TheSchwartz Perl module is a very useful, powerful and sometimes funny queueing system. It can be used for triggering all sort of events like sending email, running print jobs, and generating reports just to name a few. Recently I used it in a project to send SMS messages via the Twilio SMS service in conjunction with its respective Twilio Perl module. Typically, jobs such as these are triggered by a user submitting a web request, which then inserts a schwartz job record into the database for processing. But one of the best things about this module is actually using it, by typing "use TheSchwartz". A humourous nod to Spaceballs that's sheer genious.

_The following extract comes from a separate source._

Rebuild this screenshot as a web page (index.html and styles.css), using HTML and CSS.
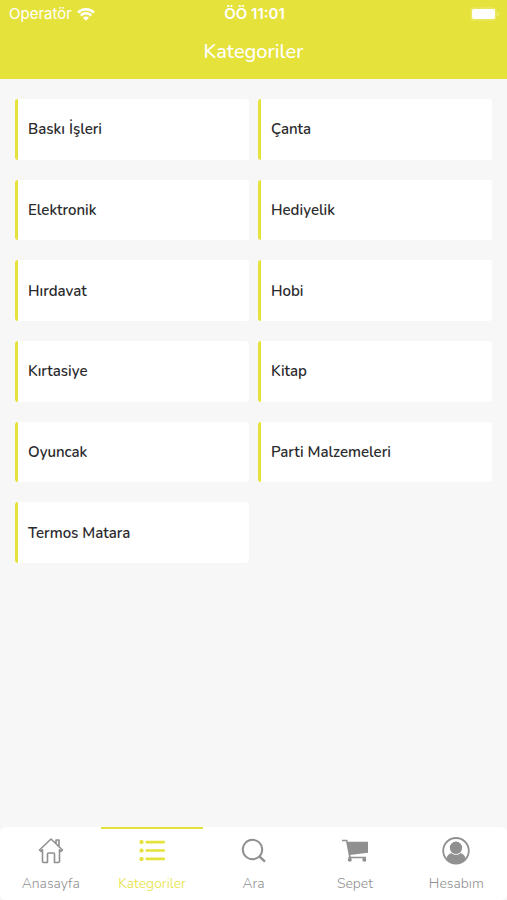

TheSchwartz module contains several core functionalities to enable synchronous job processing. The "job" function of the module consists of creating a database record that stores a job's function type and various argument values for future processing. The "worker" function scans the jobs records table and executes a job record based on its function type and timing definitions. Once a job is processed, the module marks it as completed or failed. Failure error messages are stored in the database for troubleshooting purposes. Once a job has had its turn being processed, the system grabs the next available job and continues the processes.

Advantages

There are many advantages to using this type of system over scheduling cron jobs. For instance, TheSchwartz has a mechanism for setting up failure procedures. If the job fails to run it can automatically try again for a given number of cycles until it completes the job succesfully or the number of pre-defined cycles run out. You can also dynamically pass in values to the job that the subsequent worker can then use to run the job in different ways. Another interesting use case is to enable a user with limited priviledges to schedule a job that a higher priviledged user can pick up and execute in ways a less priviledged user could not. A third advantage, and possibly its most useful, is web site efficiency. By scheduling processes to run in the background, a user doesn't have to sit and wait for the subprocess to run. The possiblilties are really endless and very flexible.

Overview

This will be a two part tutorial. In part one of the tutorial we will discuss how to use TheSchwartz module to create a job, assign it values and then insert it into the database for later processing. In part two of the discussion we will talk about coding the worker process that actually takes the job from its queue in the database and processes it. We will then setup our completed program as a daemon service so it can startup automatically and run continuously. Throughout this discussion and the examples, I will be using PostgreSQL database references and syntax.

Install The Modules

There are several ways to install the required perl modules depending on your preference. In this article we will use cpanm.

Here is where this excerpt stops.